ATF_TC_BODY(fstatat_fd, tc)
{
        int dfd;
        int fd;
        struct stat st1, st2;

        ATF_REQUIRE(mkdir(DIR, 0755) == 0);
        ATF_REQUIRE((fd = open(FILE, O_CREAT|O_RDWR, 0644)) != -1);
        ATF_REQUIRE(close(fd) == 0);

        ATF_REQUIRE((dfd = open(DIR, O_RDONLY, 0)) != -1);
        ATF_REQUIRE(fstatat(dfd, BASEFILE, &st1, 0) == 0);
        ATF_REQUIRE(close(dfd) == 0);

        ATF_REQUIRE(stat(FILE, &st2) == 0);
        ATF_REQUIRE(memcmp(&st1, &st2, sizeof(st1)) == 0);
}

That is, they fstat twice to different buffers and memcmp the result. Since the spare area is not populated this fails. This makes me worried there are actual programs which also do it and which would break because of this change.
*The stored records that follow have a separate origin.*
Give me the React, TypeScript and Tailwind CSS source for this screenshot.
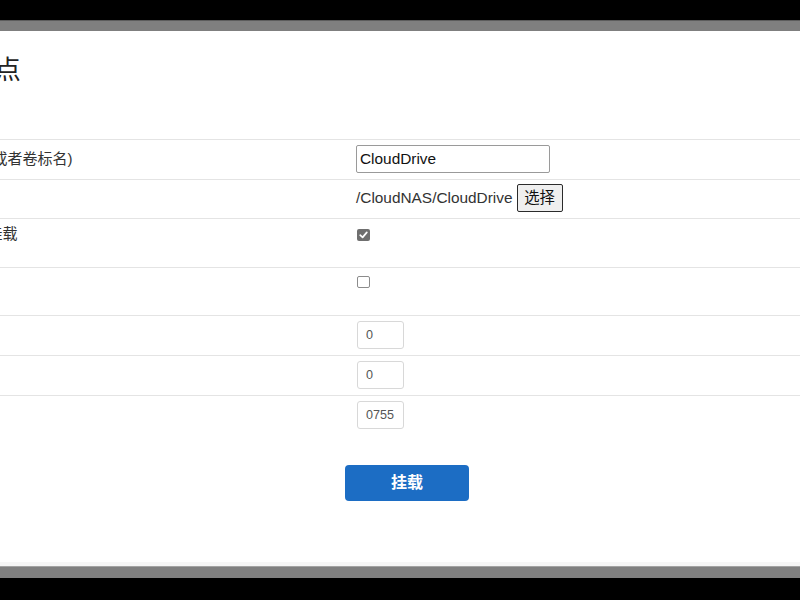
import React from "react";

function CheckBox({ checked }: { checked: boolean }) {
  if (checked) {
    return (
      <div className="ml-[1px] w-[13px] h-[12px] rounded-[2px] bg-[#6f6f6f] flex items-center justify-center">
        <svg width="9" height="8" viewBox="0 0 9 8">
          <path d="M1.2 4.2 L3.6 6.4 L7.8 1.4" stroke="white" strokeWidth="1.7" fill="none" strokeLinecap="round" strokeLinejoin="round" />
        </svg>
      </div>
    );
  }
  return <div className="ml-[1px] w-[13px] h-[12px] rounded-[2px] border border-[#8c8c8c] bg-white" />;
}

function NumInput({ value }: { value: string }) {
  return (
    <input
      readOnly
      defaultValue={value}
      className="ml-[1px] w-[47px] h-[28px] border border-[#d8d8d8] rounded-[3px] pl-[8px] text-[12.6px] text-[#555] outline-none bg-white"
    />
  );
}

const label = "w-[398.5px] shrink-0 text-[15px] leading-[20px] text-[#333] whitespace-nowrap";

export default function App() {
  return (
    <div className="w-[800px] h-[600px] flex flex-col bg-black font-['Liberation_Sans','Noto_Sans_CJK_SC',sans-serif]">
      <div className="h-[20px] bg-black" />
      <div className="h-[11px] bg-[#7f7f7f] border-t border-[#5c5c5c]" />
      <div className="h-[531px] bg-white overflow-hidden">
        <div className="ml-[-42.5px] w-[900px]">
          <h1 className="ml-[-66.7px] mt-[21px] text-[26px] leading-[36px] text-[#222] font-normal whitespace-nowrap">
            添加挂载点
          </h1>
          <div className="mt-[51px]">
            <div className="flex items-baseline h-[40px] border-t border-[#e4e4e4] pt-[5px]">
              <div className={label}>名称(或者卷标名)</div>
              <input
                readOnly
                defaultValue="CloudDrive"
                className="w-[194px] h-[28px] border border-[#9a9a9a] rounded-[2px] pl-[3px] text-[15.4px] text-[#111] outline-none bg-white"
              />
            </div>
            <div className="flex items-start h-[39px] border-t border-[#e4e4e4] pt-[4px]">
              <div className={label + " mt-[4px]"}>路径</div>
              <div className="flex items-center">
                <span className="text-[15.4px] leading-[28px] text-[#333]">/CloudNAS/CloudDrive</span>
                <button className="ml-[4px] h-[28px] w-[46px] flex items-center justify-center border border-[#2b2b2b] bg-[#efefef] rounded-[2px] text-[15.4px] text-[#111]">
                  选择
                </button>
              </div>
            </div>
            <div className="flex items-start h-[49px] border-t border-[#e4e4e4] pt-[5px]">
              <div className={label}>自动挂载</div>
              <div className="mt-[5px]">
                <CheckBox checked />
              </div>
            </div>
            <div className="flex items-start h-[48px] border-t border-[#e4e4e4] pt-[5px]">
              <div className={label}>只读</div>
              <div className="mt-[3px]">
                <CheckBox checked={false} />
              </div>
            </div>
            <div className="flex items-start h-[40px] border-t border-[#e4e4e4] pt-[5px]">
              <div className={label + " mt-[4px]"}>UID</div>
              <NumInput value="0" />
            </div>
            <div className="flex items-start h-[40px] border-t border-[#e4e4e4] pt-[5px]">
              <div className={label + " mt-[4px]"}>GID</div>
              <NumInput value="0" />
            </div>
            <div className="flex items-start h-[40px] border-t border-[#e4e4e4] pt-[5px]">
              <div className={label + " mt-[4px]"}>权限</div>
              <NumInput value="0755" />
            </div>
          </div>
          <div className="mt-[30px] pl-[387.5px]">
            <button className="w-[124px] h-[36px] rounded-[4px] bg-[#1c6dc4] text-white text-[16px] font-bold flex items-center justify-center">
              挂载
            </button>
          </div>
        </div>
      </div>
      <div className="h-[4px] bg-[#f6f6f6]" />
      <div className="h-[12px] bg-[#808080] border-t border-[#a3a3a3]" />
      <div className="h-[22px] bg-black" />
    </div>
  );
}
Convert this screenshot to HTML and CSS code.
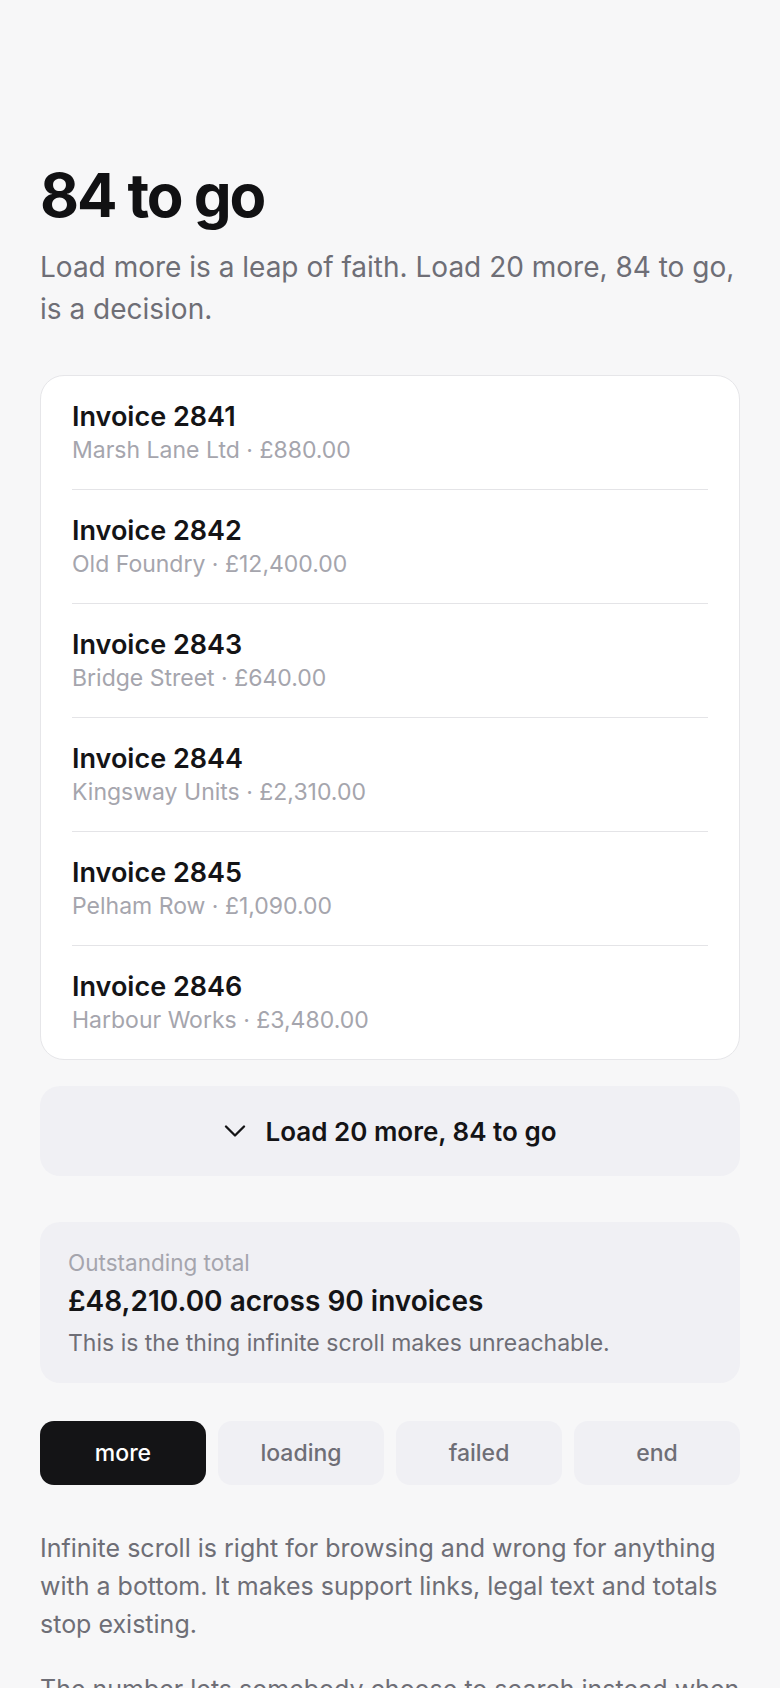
FILE: index.html
```html
<!DOCTYPE html>
<html lang="en">
<head>
<meta charset="utf-8">
<title>84 to go</title>
<link rel="stylesheet" href="styles.css">
</head>
<body>
<main class="page">
  <h1 class="title">84 to go</h1>
  <p class="lede">Load more is a leap of faith. Load 20 more, 84 to go, is a decision.</p>

  <ul class="list">
    <li class="row"><div class="row-title">Invoice 2841</div><div class="row-sub">Marsh Lane Ltd · £880.00</div></li>
    <li class="row"><div class="row-title">Invoice 2842</div><div class="row-sub">Old Foundry · £12,400.00</div></li>
    <li class="row"><div class="row-title">Invoice 2843</div><div class="row-sub">Bridge Street · £640.00</div></li>
    <li class="row"><div class="row-title">Invoice 2844</div><div class="row-sub">Kingsway Units · £2,310.00</div></li>
    <li class="row"><div class="row-title">Invoice 2845</div><div class="row-sub">Pelham Row · £1,090.00</div></li>
    <li class="row"><div class="row-title">Invoice 2846</div><div class="row-sub">Harbour Works · £3,480.00</div></li>
  </ul>

  <button class="load-more" type="button">
    <svg class="chev" width="22" height="12" viewBox="0 0 22 12" fill="none" stroke="currentColor" stroke-width="2.3" stroke-linecap="round" stroke-linejoin="round"><path d="M2 1.5l9 9 9-9"/></svg>
    <span>Load 20 more, 84 to go</span>
  </button>

  <section class="summary">
    <div class="summary-label">Outstanding total</div>
    <div class="summary-amount">£48,210.00 across 90 invoices</div>
    <div class="summary-note">This is the thing infinite scroll makes unreachable.</div>
  </section>

  <div class="tabs">
    <button class="tab is-active" type="button">more</button>
    <button class="tab" type="button">loading</button>
    <button class="tab" type="button">failed</button>
    <button class="tab" type="button">end</button>
  </div>

  <p class="body-text">Infinite scroll is right for browsing and wrong for anything with a bottom. It makes support links, legal text and totals stop existing.</p>
  <p class="body-text body-text--next">The number lets somebody choose to search instead when the list is longer than their patience.</p>
</main>
</body>
</html>
```

FILE: styles.css
```css
* { box-sizing: border-box; }

html, body {
  margin: 0;
  background: #f7f7f8;
}

body {
  font-family: Inter, "Noto Sans", "Liberation Sans", sans-serif;
  color: #141416;
}

.page {
  padding: 162px 40px 0;
}

.title {
  margin: 0;
  font-size: 60px;
  line-height: 66px;
  font-weight: 700;
  letter-spacing: -0.035em;
  color: #111113;
}

.lede {
  margin: 18px 0 0;
  font-size: 28px;
  line-height: 42px;
  color: #6e6e76;
}

.list {
  list-style: none;
  margin: 45px 0 0;
  padding: 0 31px;
  background: #ffffff;
  border: 1px solid #e6e6e9;
  border-radius: 24px;
}

.row {
  padding: 24px 0 23px;
  border-bottom: 1px solid #e4e4e7;
}

.row:last-child {
  border-bottom: none;
}

.row-title {
  font-size: 27px;
  line-height: 34px;
  font-weight: 600;
  color: #141416;
}

.row-sub {
  margin-top: 1px;
  font-size: 23px;
  line-height: 31px;
  color: #a5a5ad;
}

.load-more {
  margin-top: 26px;
  width: 100%;
  height: 90px;
  border: none;
  border-radius: 20px;
  background: #f0f0f4;
  color: #141416;
  font-family: inherit;
  font-size: 26px;
  font-weight: 600;
  display: flex;
  align-items: center;
  justify-content: center;
  gap: 20px;
}

.chev {
  flex: none;
}

.summary {
  margin-top: 46px;
  padding: 27px 28px 24px;
  background: #f0f0f4;
  border-radius: 20px;
}

.summary-label {
  font-size: 22.5px;
  line-height: 28px;
  color: #a5a5ad;
}

.summary-amount {
  margin-top: 6px;
  font-size: 28px;
  line-height: 36px;
  font-weight: 600;
  color: #141416;
}

.summary-note {
  margin-top: 8px;
  font-size: 23px;
  line-height: 32px;
  color: #6e6e76;
}

.tabs {
  margin-top: 38px;
  display: grid;
  grid-template-columns: repeat(4, 1fr);
  gap: 12px;
}

.tab {
  height: 64px;
  border: none;
  border-radius: 14px;
  background: #f0f0f4;
  color: #6e6e76;
  font-family: inherit;
  font-size: 23px;
  font-weight: 500;
}

.tab.is-active {
  background: #141416;
  color: #ffffff;
}

.body-text {
  margin: 44px 0 0;
  font-size: 25px;
  line-height: 38px;
  color: #6e6e76;
}

.body-text--next {
  margin-top: 27px;
}
```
Thus another take is this: on Linux struct stat is 144 bytes. On FreeBSD this struct without any spares would have precisely the same size. The upshot of shrinking it to Linux size would be that userspace sees the same one (and uses less memory). If spares are to be preserved, we can use fewer of them. Adding 16 bytes in spares brings the structure to 160 bytes in total. I can add the necessary compat for 12.x binaries.

Note this change on top of other speed ups gives about +10% for fstat/second rate which I think makes it worth it given how often fstat is executed.

Thoughts?

This is equivalent, by the size of ABI breakage and required work to keep up with it, to ino64. In other words, you impose huge troubles on all FreeBSD users to save copying several bytes. Also you need to patch bootstraps for all languages, like ghc/rust. In other words, this is no-go proposal.

Regardless of that, I think that the test is broken, if you take on it from the pedantic point of view, even if spares are excluded. If there is any padding, its content is also undefined.

Let me restate my position: it is fine not to bzero in kernel, and then to not copyout the trailing spares for struct stat. I am against kernel_stat, and very strongly against changing struct stat.

Ok, I'll write a patch which keeps the struct intact and only takes care of the non-spares area and then ask for a ports exp-run just in case.

I'll go farther: changing the size of struct stat is impossible. Logistically, it's a non starter due to how many tendrils this has...

I decided to drop this altogether as the statbuf comparison fails and is probably performed by real-world obscure code.